To hammer this home imagine you're a mechanical engineer and you are very familiar with modelling concepts, every modelling software you've used takes a sketch or similar and extrudes it by some scalar, you're reading someone's example KCL and you see the line myExtrude = extrude(poorlyNameVar, someOtherPoorlyNameVar), your new to programming so your thought isn't immediately "I need to figure out which each of these are" and so you get stumped, vs myExtrude = extrude({sketch: poorlyNameVar, distance: someOtherPoorlyNameVar}) and it clicks with what you already know about CAD modelling.

adamchalmers commented 1 year ago

There are a few programming languages where only keyword arguments are allowed, or at least, the default is keyword arguments. E.g. Swift.
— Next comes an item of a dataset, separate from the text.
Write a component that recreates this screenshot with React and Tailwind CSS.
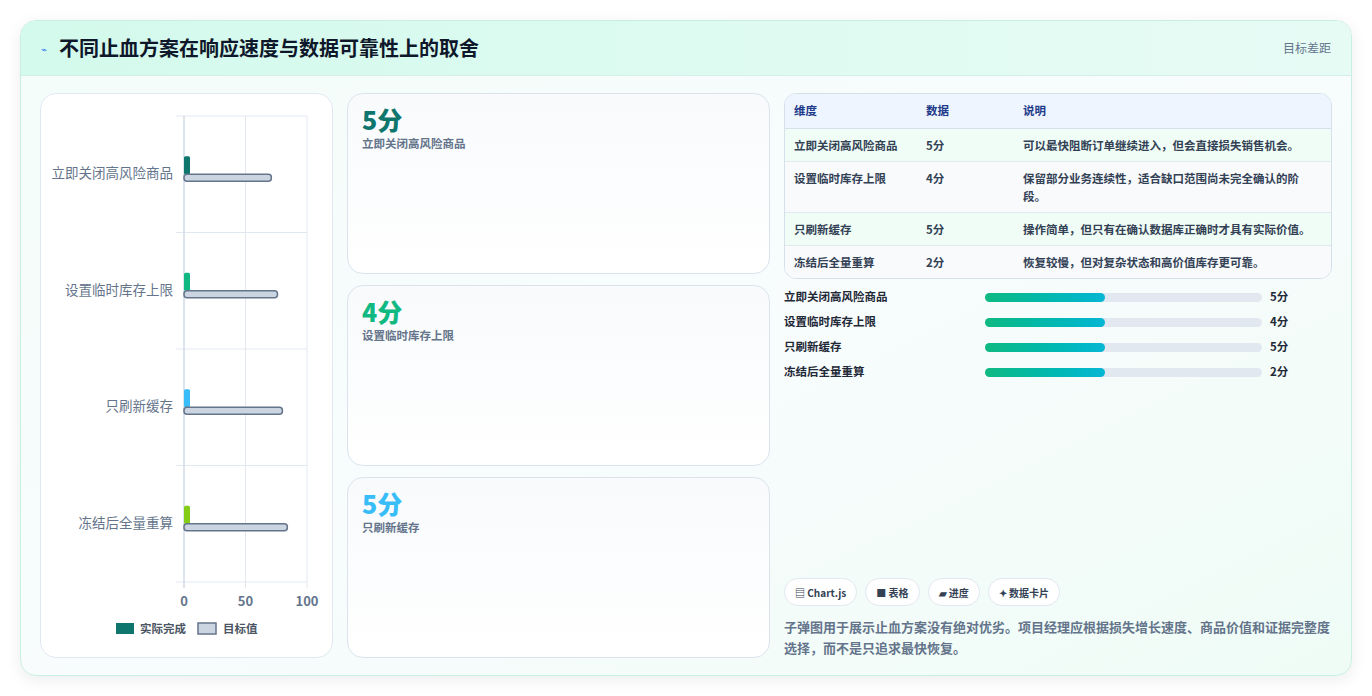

// Declare a function, looks normal.
func greet(person: String) -> String {
    let greeting = "Hello, " + person + "!"
    return greeting
}

// Use a function: note the parameter name on each argument!
print(greet(person: "Anna"))
print(greet(person: "Brian"))

You can also use different labels for the argument (passed by caller) and the parameter (input within the function).

func greet(person: String, from hometown: String) -> String {
    return "Hello \(person)!  Glad you could visit from \(hometown)."
}
print(greet(person: "Bill", from: "Cupertino"))
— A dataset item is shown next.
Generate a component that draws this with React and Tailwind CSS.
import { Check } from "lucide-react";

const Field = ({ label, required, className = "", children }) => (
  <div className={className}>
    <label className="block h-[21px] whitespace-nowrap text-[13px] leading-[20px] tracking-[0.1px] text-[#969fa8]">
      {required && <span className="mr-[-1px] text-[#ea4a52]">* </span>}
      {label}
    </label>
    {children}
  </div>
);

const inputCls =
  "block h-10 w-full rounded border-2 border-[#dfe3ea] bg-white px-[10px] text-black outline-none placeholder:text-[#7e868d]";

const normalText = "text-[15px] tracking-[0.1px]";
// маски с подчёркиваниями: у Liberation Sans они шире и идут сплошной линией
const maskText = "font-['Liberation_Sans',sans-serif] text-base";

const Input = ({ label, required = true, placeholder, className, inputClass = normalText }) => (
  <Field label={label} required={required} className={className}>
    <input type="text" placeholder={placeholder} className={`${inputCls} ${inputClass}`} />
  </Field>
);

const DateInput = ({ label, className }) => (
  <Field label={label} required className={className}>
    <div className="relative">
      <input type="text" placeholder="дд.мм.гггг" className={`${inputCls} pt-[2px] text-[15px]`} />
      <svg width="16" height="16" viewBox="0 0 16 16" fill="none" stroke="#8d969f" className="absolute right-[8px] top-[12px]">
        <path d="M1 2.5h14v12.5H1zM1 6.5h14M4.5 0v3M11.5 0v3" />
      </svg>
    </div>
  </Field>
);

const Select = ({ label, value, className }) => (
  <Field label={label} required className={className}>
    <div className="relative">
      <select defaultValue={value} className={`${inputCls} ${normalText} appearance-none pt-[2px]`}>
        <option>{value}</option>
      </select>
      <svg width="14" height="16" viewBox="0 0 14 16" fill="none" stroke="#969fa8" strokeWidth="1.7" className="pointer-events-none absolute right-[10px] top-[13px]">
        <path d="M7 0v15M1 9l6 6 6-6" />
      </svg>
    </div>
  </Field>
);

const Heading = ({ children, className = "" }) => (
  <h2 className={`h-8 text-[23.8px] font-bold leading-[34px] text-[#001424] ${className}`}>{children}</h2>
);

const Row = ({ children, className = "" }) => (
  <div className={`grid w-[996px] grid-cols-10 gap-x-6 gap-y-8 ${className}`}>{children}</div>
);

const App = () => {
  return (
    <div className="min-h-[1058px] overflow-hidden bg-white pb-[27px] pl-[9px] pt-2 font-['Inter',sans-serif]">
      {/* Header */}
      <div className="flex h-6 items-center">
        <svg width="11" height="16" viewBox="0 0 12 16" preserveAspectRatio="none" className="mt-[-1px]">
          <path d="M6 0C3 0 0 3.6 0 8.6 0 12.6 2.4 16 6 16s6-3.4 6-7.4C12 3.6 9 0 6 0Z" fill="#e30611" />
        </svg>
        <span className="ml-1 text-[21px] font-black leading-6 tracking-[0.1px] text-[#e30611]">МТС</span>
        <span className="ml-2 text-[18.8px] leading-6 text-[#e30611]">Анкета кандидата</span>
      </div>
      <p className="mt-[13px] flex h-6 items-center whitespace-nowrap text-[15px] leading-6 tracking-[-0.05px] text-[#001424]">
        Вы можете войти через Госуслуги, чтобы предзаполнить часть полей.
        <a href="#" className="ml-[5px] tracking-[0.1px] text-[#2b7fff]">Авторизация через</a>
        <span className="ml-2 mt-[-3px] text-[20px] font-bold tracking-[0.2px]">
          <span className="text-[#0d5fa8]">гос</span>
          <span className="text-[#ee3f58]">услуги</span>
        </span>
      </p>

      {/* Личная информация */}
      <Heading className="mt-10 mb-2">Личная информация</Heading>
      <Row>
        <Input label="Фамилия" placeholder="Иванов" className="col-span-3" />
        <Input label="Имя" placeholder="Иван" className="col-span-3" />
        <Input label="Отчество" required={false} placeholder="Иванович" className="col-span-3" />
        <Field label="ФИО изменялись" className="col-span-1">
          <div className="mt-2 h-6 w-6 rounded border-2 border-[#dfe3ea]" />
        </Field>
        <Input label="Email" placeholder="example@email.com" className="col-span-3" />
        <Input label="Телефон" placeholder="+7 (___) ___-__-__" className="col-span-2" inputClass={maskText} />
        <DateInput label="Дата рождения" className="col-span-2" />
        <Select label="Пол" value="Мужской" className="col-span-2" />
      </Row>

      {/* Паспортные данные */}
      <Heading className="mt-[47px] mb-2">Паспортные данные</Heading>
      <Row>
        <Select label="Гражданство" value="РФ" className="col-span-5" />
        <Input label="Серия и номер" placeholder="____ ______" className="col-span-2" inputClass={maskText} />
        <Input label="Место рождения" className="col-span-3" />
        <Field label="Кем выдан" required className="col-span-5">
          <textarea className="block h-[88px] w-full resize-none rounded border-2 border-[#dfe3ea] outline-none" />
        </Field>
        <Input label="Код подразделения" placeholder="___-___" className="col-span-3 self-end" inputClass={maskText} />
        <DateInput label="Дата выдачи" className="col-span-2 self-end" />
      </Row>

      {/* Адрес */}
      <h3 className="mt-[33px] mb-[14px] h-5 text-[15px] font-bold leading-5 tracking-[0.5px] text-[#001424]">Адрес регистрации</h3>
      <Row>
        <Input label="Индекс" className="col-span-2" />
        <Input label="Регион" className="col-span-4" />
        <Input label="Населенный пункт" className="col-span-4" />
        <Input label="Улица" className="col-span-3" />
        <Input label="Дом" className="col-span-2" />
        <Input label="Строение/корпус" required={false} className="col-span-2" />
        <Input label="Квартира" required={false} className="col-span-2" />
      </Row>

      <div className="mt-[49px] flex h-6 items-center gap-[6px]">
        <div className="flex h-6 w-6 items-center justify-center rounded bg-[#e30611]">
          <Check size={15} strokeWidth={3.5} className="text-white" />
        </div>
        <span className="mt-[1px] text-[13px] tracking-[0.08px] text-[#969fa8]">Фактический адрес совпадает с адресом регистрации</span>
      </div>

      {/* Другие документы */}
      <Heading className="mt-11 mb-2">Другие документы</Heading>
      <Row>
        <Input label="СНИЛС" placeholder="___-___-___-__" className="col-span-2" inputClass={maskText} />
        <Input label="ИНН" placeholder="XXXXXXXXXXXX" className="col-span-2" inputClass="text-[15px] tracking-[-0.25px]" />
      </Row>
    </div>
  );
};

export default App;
In this example there's one value, its argument label is from and its parameter label is hometown.

You can opt into positional arguments (i.e. just a parameter with no argument label, see docs) and also give default values for arguments.

I will say that all these features will complicate our compiler, but they definitely will provide a nice flexible UX. I agree that this will make function calls much more readable for new programmers. The circle(400, 300, (200, 100)) readability problem is real!